───── Available data
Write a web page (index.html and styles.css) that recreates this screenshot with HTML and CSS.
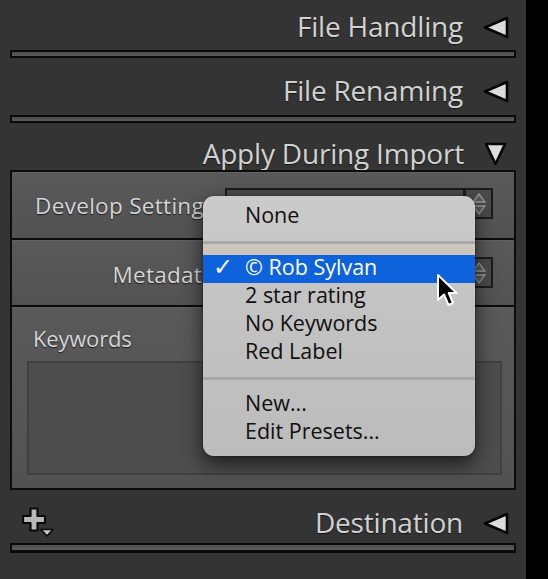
FILE: index.html
```html
<!DOCTYPE html>
<html>
<head>
<meta charset="utf-8">
<title>Import panel</title>
<link rel="stylesheet" href="styles.css">
</head>
<body>
<div class="app">
  <div class="panel">
    <div class="header h1">
      <span class="title">File Handling</span>
      <svg class="tri-left" width="26" height="23" viewBox="0 0 26 23"><polygon points="24,2 24,21 2,11.5" /></svg>
    </div>
    <div class="bar"></div>
    <div class="header h2">
      <span class="title">File Renaming</span>
      <svg class="tri-left" width="26" height="23" viewBox="0 0 26 23"><polygon points="24,2 24,21 2,11.5" /></svg>
    </div>
    <div class="bar"></div>
    <div class="header h3">
      <span class="title">Apply During Import</span>
      <svg class="tri-down" width="23" height="24" viewBox="0 0 23 24"><polygon points="2,2 21,2 11.5,22" /></svg>
    </div>
    <div class="box">
      <div class="row r1">
        <span class="label">Develop Settings</span>
        <div class="field"></div>
        <div class="stepper">
          <svg width="16" height="24" viewBox="0 0 16 24"><polygon points="8,2 14,10 2,10" /><polygon points="2,14 14,14 8,22" /></svg>
        </div>
      </div>
      <div class="row r2">
        <span class="label">Metadata</span>
        <div class="field"></div>
        <div class="stepper">
          <svg width="16" height="24" viewBox="0 0 16 24"><polygon points="8,2 14,10 2,10" /><polygon points="2,14 14,14 8,22" /></svg>
        </div>
      </div>
      <div class="row kw">
        <span class="label kw-label">Keywords</span>
        <div class="textarea"></div>
      </div>
    </div>
    <div class="header h4">
      <svg class="plus" width="34" height="32" viewBox="0 0 34 32">
        <path class="plus-shape" d="M8.5 1.5 h7 v7.5 h7.5 v7 h-7.5 v7.5 h-7 v-7.5 h-7.5 v-7 h7.5 z" />
        <polygon class="plus-tri" points="19,22.5 31,22.5 25,29" />
      </svg>
      <span class="title dest">Destination</span>
      <svg class="tri-left" width="26" height="23" viewBox="0 0 26 23"><polygon points="24,2 24,21 2,11.5" /></svg>
    </div>
    <div class="bar bar-last"></div>
  </div>
  <div class="edge"></div>
</div>

<div class="menu">
  <div class="item"><span class="check"></span><span>None</span></div>
  <div class="sep sep-warm"><div class="sep-line"></div></div>
  <div class="item selected"><span class="check">✓</span><span>© Rob Sylvan</span></div>
  <div class="item"><span class="check"></span><span>2 star rating</span></div>
  <div class="item"><span class="check"></span><span>No Keywords</span></div>
  <div class="item"><span class="check"></span><span>Red Label</span></div>
  <div class="sep"><div class="sep-line"></div></div>
  <div class="item"><span class="check"></span><span>New...</span></div>
  <div class="item"><span class="check"></span><span>Edit Presets...</span></div>
</div>

<svg class="cursor" width="26" height="36" viewBox="0 0 26 36">
  <path d="M2 2 L2 27 L8 21.5 L12.5 32 L17 30 L12.8 20 L20.5 20 Z" />
</svg>
</body>
</html>
```

FILE: styles.css
```css
html, body {
  margin: 0;
  padding: 0;
  width: 548px;
  height: 579px;
  overflow: hidden;
  background: #000;
  font-family: "Open Sans", "Noto Sans", "DejaVu Sans", sans-serif;
}

.app {
  display: flex;
  width: 548px;
  height: 579px;
}

.panel {
  width: 526px;
  height: 579px;
  box-sizing: border-box;
  padding: 0 10px;
  background: #343434;
  display: flex;
  flex-direction: column;
}

.edge {
  flex: 1;
  background: #000;
}

.header {
  display: flex;
  align-items: flex-start;
  justify-content: flex-end;
  box-sizing: border-box;
  padding-right: 7px;
}

.h1 { height: 50px; padding-top: 12px; }
.h2 { height: 57px; padding-top: 18px; }
.h3 { height: 47px; padding-top: 16px; }
.h4 { height: 53px; padding-top: 18px; }

.title {
  font-size: 28px;
  line-height: 28px;
  color: #d2d2d2;
  letter-spacing: -0.2px;
  margin-right: 20px;
  white-space: nowrap;
  text-shadow: 0 1px 1px rgba(0,0,0,0.6);
}

.tri-left {
  flex: none;
  margin-top: 4px;
}
.tri-left polygon, .tri-down polygon {
  fill: #dcdcdc;
  stroke: #050505;
  stroke-width: 2.6;
  stroke-linejoin: round;
}
.tri-down {
  flex: none;
  margin-top: 3px;
  margin-right: 2px;
}

.bar {
  height: 8px;
  box-sizing: border-box;
  border: 2px solid #0a0a0a;
  background: linear-gradient(#4e4e4e, #5a5a5a);
}
.bar-last {
  height: 10px;
  border-width: 2px 2px 3px 2px;
}

.box {
  height: 320px;
  box-sizing: border-box;
  border: 2px solid #0c0c0c;
  display: flex;
  flex-direction: column;
  background: #545454;
}

.row {
  display: flex;
  align-items: flex-start;
  box-sizing: border-box;
  border-bottom: 2px solid #0c0c0c;
  background: linear-gradient(#595959, #525252);
  box-shadow: inset 0 1px 0 #626262;
}
.r1 { height: 68px; padding-top: 16px; }
.r2 { height: 67px; padding-top: 17px; }
.kw {
  flex: 1;
  flex-direction: column;
  border-bottom: none;
  padding: 20px 0 0 15px;
}

.label {
  width: 203px;
  flex: none;
  text-align: right;
  font-size: 22.5px;
  line-height: 31px;
  margin-top: 2px;
  color: #d6d6d6;
  white-space: nowrap;
  text-shadow: 0 1px 1px rgba(0,0,0,0.7);
  margin-right: 10px;
  letter-spacing: 0.3px;
}
.kw-label {
  width: auto;
  text-align: left;
  line-height: 22px;
  font-size: 22px;
  letter-spacing: -0.2px;
  margin: 0 0 12px 6px;
}

.field {
  width: 240px;
  height: 31px;
  box-sizing: border-box;
  border: 2px solid #1c1c1c;
  background: #4b4b4b;
}

.stepper {
  width: 28px;
  height: 31px;
  box-sizing: border-box;
  border: 2px solid #1c1c1c;
  border-left-width: 1px;
  background: #4a4a4a;
  display: flex;
  align-items: center;
  justify-content: center;
}
.stepper polygon {
  fill: #5a5a5a;
  stroke: #9a9a9a;
  stroke-width: 1.3;
}

.textarea {
  width: 475px;
  height: 114px;
  box-sizing: border-box;
  border: 2px solid #404040;
  background: #4d4d4d;
}

.plus {
  flex: none;
  margin-left: 12px;
  margin-top: -1px;
  margin-right: auto;
}
.plus-shape {
  fill: #b8b8b8;
  stroke: #0a0a0a;
  stroke-width: 2.2;
  stroke-linejoin: round;
}
.plus-tri {
  fill: #cacaca;
  stroke: #0a0a0a;
  stroke-width: 1.6;
  stroke-linejoin: round;
}

/* popup menu */
.menu {
  position: absolute;
  left: 203px;
  top: 196px;
  width: 272px;
  height: 260px;
  box-sizing: border-box;
  padding-top: 7px;
  border-radius: 11px;
  background: linear-gradient(#cbcbcb, #c2c2c2 50%, #bcbcbc);
  box-shadow: 0 8px 20px rgba(0,0,0,0.65), 0 0 2px rgba(0,0,0,0.5);
  overflow: hidden;
}

.item {
  display: flex;
  height: 28px;
  box-sizing: border-box;
  padding-left: 10px;
  padding-bottom: 4px;
  font-size: 21.5px;
  line-height: 24px;
  color: #101010;
  white-space: nowrap;
  letter-spacing: 0;
}
.check {
  width: 32px;
  flex: none;
  font-family: "DejaVu Sans", sans-serif;
  font-size: 24px;
  font-weight: bold;
}
.selected {
  background: #0e63dc;
  color: #fff;
}

.sep {
  height: 24px;
  box-sizing: border-box;
  padding-top: 10px;
}
.sep-line {
  height: 3px;
  background: #a9a9a9;
}
.sep-warm {
  background: linear-gradient(rgba(0,0,0,0) 13px, #cdc6bd 13px);
}

.cursor {
  position: absolute;
  left: 436px;
  top: 273px;
}
.cursor path {
  fill: #000;
  stroke: #fff;
  stroke-width: 2;
  stroke-linejoin: round;
}
```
──────────
Pick each line holding the word "index" out of the data and copy it.

** Result for this task **
Write a web page (index.html and styles.css) that recreates this screenshot with HTML and CSS.
FILE: index.html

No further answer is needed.